Eventually, I realized this and learned that I needed to delegate more authority. I hired an experienced CFO who took on many of the responsibilities of a COO. In turn, this enabled me to focus more on external matters, including sales, marketing, networking and market trends – which in turn helped us develop a winning strategy for the business.   

To give another example, I worked at a company where the business scaled from scratch to $300M. Here, the CEO focused much of his energy on product and technology and had a very strong EVP Operations who oversaw sales, marketing, services and internal coordination – because this played to their respective strengths.  Splitting major responsibilities was a winning leadership model for the company. 

So, Dear CEO…

Sports analogies can be stretched too thin sometimes. But the best football teams usually have an incredible head coach who sets strategy and an incredible quarterback calling who executes the plays.

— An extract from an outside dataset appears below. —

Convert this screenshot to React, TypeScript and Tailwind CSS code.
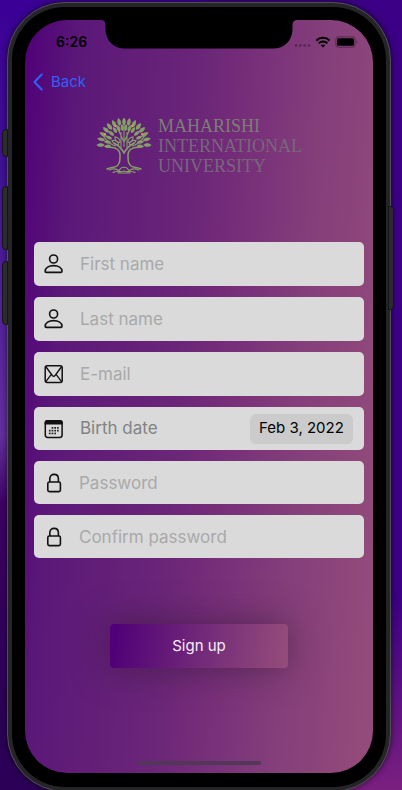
import { useState } from "react";
import type { ReactNode } from "react";

const LEAF = "M0 0C2.3 -1.8 2.3 -5 0 -7.6C-2.3 -5 -2.3 -1.8 0 0Z";

const outerLeaves = [-90, -76, -63, -50, -38, -25, -12, 0, 12, 25, 38, 50, 63, 76, 90];
const middleLeaves = [-98, -83, -67, -50, -33, -19, -6, 6, 19, 33, 50, 67, 83, 98];
const innerLeaves = [-62, -42, 42, 62];

function TreeLogo() {
  const green = "#84a065";
  return (
    <svg viewBox="0 0 56 56" className="size-14 shrink-0" fill="none" aria-hidden="true">
      <g fill={green}>
        {outerLeaves.map((angle) => (
          <path key={angle} d={LEAF} transform={`translate(28 27) rotate(${angle}) translate(0 -19.4) scale(1.08)`} />
        ))}
        {middleLeaves.map((angle) => (
          <path key={angle} d={LEAF} transform={`translate(28 26) rotate(${angle}) translate(0 -13) scale(.95)`} />
        ))}
      </g>
      <g stroke={green} strokeWidth="1.1">
        {innerLeaves.map((angle) => (
          <path key={angle} d={LEAF} transform={`translate(28 29) rotate(${angle}) translate(0 -6)`} />
        ))}
        <path d="M28 29V4M28 24L20 7M28 24L36 7M25 31V14M31 31V14M20 28C13 26 9 22 6 15M36 28C43 26 47 22 50 15" />
      </g>
      <g stroke={green} strokeWidth="1.5" strokeLinecap="round">
        <path d="M11 29C20 29 24 32 24 37C24 43 24 45 21 48C18 50 15 49 11 51M45 29C36 29 32 32 32 37C32 43 32 45 35 48C38 50 41 49 45 51" />
        <path d="M18 25C23 28 26 31 28 35C30 31 33 28 38 25" />
        <path d="M13 52C18 50 21 51 23 53C25 48 31 48 33 53C35 51 38 50 43 52M17 54.500C21 52 24 55 28 53C32 55 35 52 39 54.500M22 55H34" strokeWidth="1.2" />
      </g>
      <g fill="#e39a4d">
        <circle cx="19.500" cy="8" r="1.1" />
        <circle cx="36" cy="8" r="1.1" />
        <circle cx="9" cy="16" r="1.1" />
        <circle cx="46" cy="16" r="1.1" />
      </g>
    </svg>
  );
}

function PersonIcon() {
  return (
    <svg viewBox="0 0 20 20" className="size-5" fill="none" stroke="#111" strokeWidth="1.6" aria-hidden="true">
      <circle cx="9.600" cy="5" r="4" />
      <path d="M1.200 17.200C1.200 13.800 4.800 11.600 9.600 11.600S18 13.800 18 17.200C18 18.100 17.600 18.400 16.700 18.400H2.500C1.600 18.400 1.200 18.100 1.200 17.200Z" />
    </svg>
  );
}

function MailIcon() {
  return (
    <svg viewBox="0 0 20 20" className="size-5" fill="none" stroke="#111" strokeWidth="1.5" aria-hidden="true">
      <rect x="1.2" y="1.8" width="17" height="16.6" rx="2" />
      <path d="M1.700 2.500L8.300 11.500Q9.700 13 11.100 11.500L17.700 2.500M1.700 17.800L7.300 10.400M17.700 17.800L12.100 10.400" strokeWidth="1.3" />
    </svg>
  );
}

const calendarDots = [
  [8, 9], [10.7, 9], [13.4, 9],
  [5.3, 11.8], [8, 11.8], [10.7, 11.8], [13.4, 11.8],
  [5.3, 14.6], [8, 14.6], [10.7, 14.6],
];

function CalendarIcon() {
  return (
    <svg viewBox="0 0 20 20" className="size-5" fill="none" aria-hidden="true">
      <rect x="1.3" y="1.7" width="16.8" height="16.8" rx="2.4" stroke="#111" strokeWidth="1.5" />
      <path d="M.6 5.500V4Q.6 1 3.600 1H15.800Q18.800 1 18.800 4V5.500Z" fill="#111" />
      {calendarDots.map(([x, y]) => (
        <rect key={`${x}-${y}`} x={x - 0.4} y={y - 1} width="1.7" height="1.7" fill="#222" />
      ))}
    </svg>
  );
}

function LockIcon() {
  return (
    <svg viewBox="0 0 20 20" className="size-5" fill="none" stroke="#111" strokeWidth="1.6" aria-hidden="true">
      <rect x="3.800" y="9" width="12.6" height="9.6" rx="1.5" />
      <path d="M5.800 9V5.800C5.800 3 7.600 1.400 10.100 1.400S14.400 3 14.400 5.800V9" />
    </svg>
  );
}

type FieldProps = {
  id: string;
  label: string;
  type: string;
  icon: ReactNode;
  compact?: boolean;
};

function Field({ id, label, type, icon, compact }: FieldProps) {
  return (
    <div
      className={`flex items-center rounded-[5px] bg-[#dadada] pl-[10px] pr-3 ${
        compact ? "h-[43px] gap-[15px]" : "h-11 gap-4"
      }`}
    >
      <label htmlFor={id}>{icon}</label>
      <input
        id={id}
        type={type}
        placeholder={label}
        aria-label={label}
        className="h-full min-w-0 flex-1 bg-transparent text-[17px] text-black outline-none placeholder:text-[#a9a9aa]"
      />
    </div>
  );
}

function StatusBar() {
  return (
    <div className="flex h-11 items-center justify-between pl-[31px] pr-[15px] text-black">
      <span className="text-sm font-semibold">6:26</span>
      <div className="flex items-center gap-1">
        <svg viewBox="0 0 18 12" className="h-3 w-[18px]" fill="#000" fillOpacity=".3" aria-hidden="true">
          <circle cx="3" cy="9.5" r="1.4" />
          <circle cx="7.3" cy="9.5" r="1.4" />
          <circle cx="11.6" cy="9.5" r="1.4" />
          <circle cx="15.9" cy="9.5" r="1.4" />
        </svg>
        <svg viewBox="0 0 16 12" className="h-3 w-4" fill="none" stroke="#000" strokeWidth="2" aria-hidden="true">
          <path d="M1.300 4.500C5 .9 11 .9 14.700 4.500M3.600 7.200C6.100 4.800 9.900 4.800 12.400 7.200" />
          <path d="M5.700 9.300C7 8.100 9 8.100 10.300 9.300L8 11.600Z" fill="#000" stroke="none" />
        </svg>
        <svg viewBox="0 0 23 12" className="h-3 w-[23px]" aria-hidden="true">
          <rect x=".8" y=".9" width="19.4" height="10.2" rx="2.8" fill="none" stroke="#000" strokeOpacity=".3" strokeWidth="1.1" />
          <rect x="2" y="2.2" width="17" height="7.6" rx="1.5" fill="#000" />
          <path d="M21.300 4.200C22.900 4.800 22.900 7.200 21.300 7.800Z" fill="#000" fillOpacity=".3" />
        </svg>
      </div>
    </div>
  );
}

function SideButtons() {
  const shape = "absolute w-[6px] border border-[#151515] bg-[#2c2c2e]";
  return (
    <>
      <span className={`${shape} -left-[6px] top-[126px] h-7 rounded-l-sm`} />
      <span className={`${shape} -left-[6px] top-[183px] h-16 rounded-l-sm`} />
      <span className={`${shape} -left-[6px] top-[258px] h-16 rounded-l-sm`} />
      <span className={`${shape} -right-[4px] top-[203px] h-[104px] rounded-r-sm`} />
    </>
  );
}

export default function App() {
  const [birthDate] = useState("Feb 3, 2022");

  return (
    <div className="min-h-screen overflow-hidden bg-[linear-gradient(180deg,#3b0096_0%,#401297_22%,#6430a0_55%,#3d0064_64%,#2b0056_92%,#2b0056_100%)] font-['Inter','Liberation_Sans',sans-serif]">
      <div className="bg-[linear-gradient(90deg,transparent_50%,#3b0085_51%)]">
        <div className="bg-[linear-gradient(180deg,transparent_0%,transparent_75%,#7b2080_100%)] bg-[length:50%_100%] bg-right bg-no-repeat pl-[7px] pr-[11px] pt-[2px]">
          <div className="relative rounded-[58px] border border-[#505054] bg-[#252527] p-1 shadow-[0_0_6px_rgba(0,0,0,0.6)]">
            <SideButtons />
            <div className="rounded-[53px] bg-black px-[13px] pb-[14px] pt-[13px]">
              <main className="relative rounded-[42px] bg-[linear-gradient(94deg,#500078_0%,#5b1878_14%,#6b2678_45%,#732b79_53%,#853f7a_76%,#934b7b_97%)] pb-2">
                <svg viewBox="0 0 198 29" className="absolute inset-x-0 top-0 mx-auto h-[29px] w-[198px]" aria-hidden="true">
                  <path d="M0 0C4 0 5.500 1.500 5.500 6V9C5.500 21 14 28.500 25 28.500H173C184 28.500 192.500 21 192.500 9V6C192.500 1.500 194 0 198 0Z" fill="#000" />
                </svg>
                <StatusBar />
                <nav className="flex h-9 items-center pl-2">
                  <a href="#back" className="flex items-center gap-2 text-[15px] text-[#2c62fa]">
                    <svg viewBox="0 0 10 18" className="h-[18px] w-[10px]" fill="none" stroke="currentColor" strokeWidth="2.1" strokeLinecap="round" strokeLinejoin="round" aria-hidden="true">
                      <path d="M8.700 1.500L1.500 9L8.700 16.500" />
                    </svg>
                    Back
                  </a>
                </nav>

                <header className="mt-4 flex h-[60px] items-center justify-center gap-[6px]">
                  <TreeLogo />
                  <h1 className="font-['Liberation_Serif',serif] text-lg leading-5 text-[#76687a]">
                    <span className="block text-[#7c7e77]">MAHARISHI</span>
                    <span className="block">INTERNATIONAL</span>
                    <span className="block">UNIVERSITY</span>
                  </h1>
                </header>

                <form className="mt-[66px]" onSubmit={(event) => event.preventDefault()}>
                  <div className="flex flex-col gap-[11px] px-[9px]">
                    <Field id="first-name" label="First name" type="text" icon={<PersonIcon />} />
                    <Field id="last-name" label="Last name" type="text" icon={<PersonIcon />} />
                    <Field id="email" label="E-mail" type="email" icon={<MailIcon />} />
                    <div className="flex h-[43px] items-center gap-4 rounded-[5px] bg-[#dadada] pl-[10px] pr-[11px]">
                      <CalendarIcon />
                      <label htmlFor="birth-date" className="flex-1 text-[17px] text-[#828284]">Birth date</label>
                      <button id="birth-date" type="button" className="h-[30px] w-[103px] rounded-md bg-[#cbcbcc] text-[15px] whitespace-nowrap text-black">
                        {birthDate}
                      </button>
                    </div>
                    <Field id="password" label="Password" type="password" icon={<LockIcon />} compact />
                    <Field id="confirm-password" label="Confirm password" type="password" icon={<LockIcon />} compact />
                  </div>
                  <button
                    type="submit"
                    className="mx-auto mt-[66px] block h-11 w-[178px] rounded bg-[linear-gradient(97deg,#500078_3%,#732b79_53%,#934b7b_97%)] text-[15px] text-[#f4eef6] shadow-[0_0_36px_rgba(40,20,40,0.5)]"
                  >
                    Sign up
                  </button>
                </form>
                <div className="mx-auto mt-[93px] h-1 w-[123px] rounded-full bg-[#533758]" />
              </main>
            </div>
          </div>
        </div>
      </div>
    </div>
  );
}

When I was running a large division of a publicly traded company earlier in my career, I inadvertently built a hub and spoke leadership model. This division was generating about $130 million in revenue at the time, and I had about 400 people reporting to me. The number of decisions I had to make and the number of direct reports was overwhelming, and it's clear now that I could have scaled the business faster if I had the equivalent of a COO to share the responsibilities. 

After this job, I took over as CEO one of the companies mentioned earlier and recruited the strong CFO mentioned earlier, who had served as a sort of COO in many respects. I spent a great deal of time in the market and setting strategy, and the CFO helped monitor and guide internal operations. We increased the value of the business six times, reached 40% market share, and had a great outcome for all of the shareholders and stakeholders.  

The CEO job is one of the most rewarding jobs in the world, but it can also be a lonely and stressful one. When I meet a CEO who is in his or her second or third CEO gig, there is usually a COO or President present – that’s because the CEO has learned their lesson.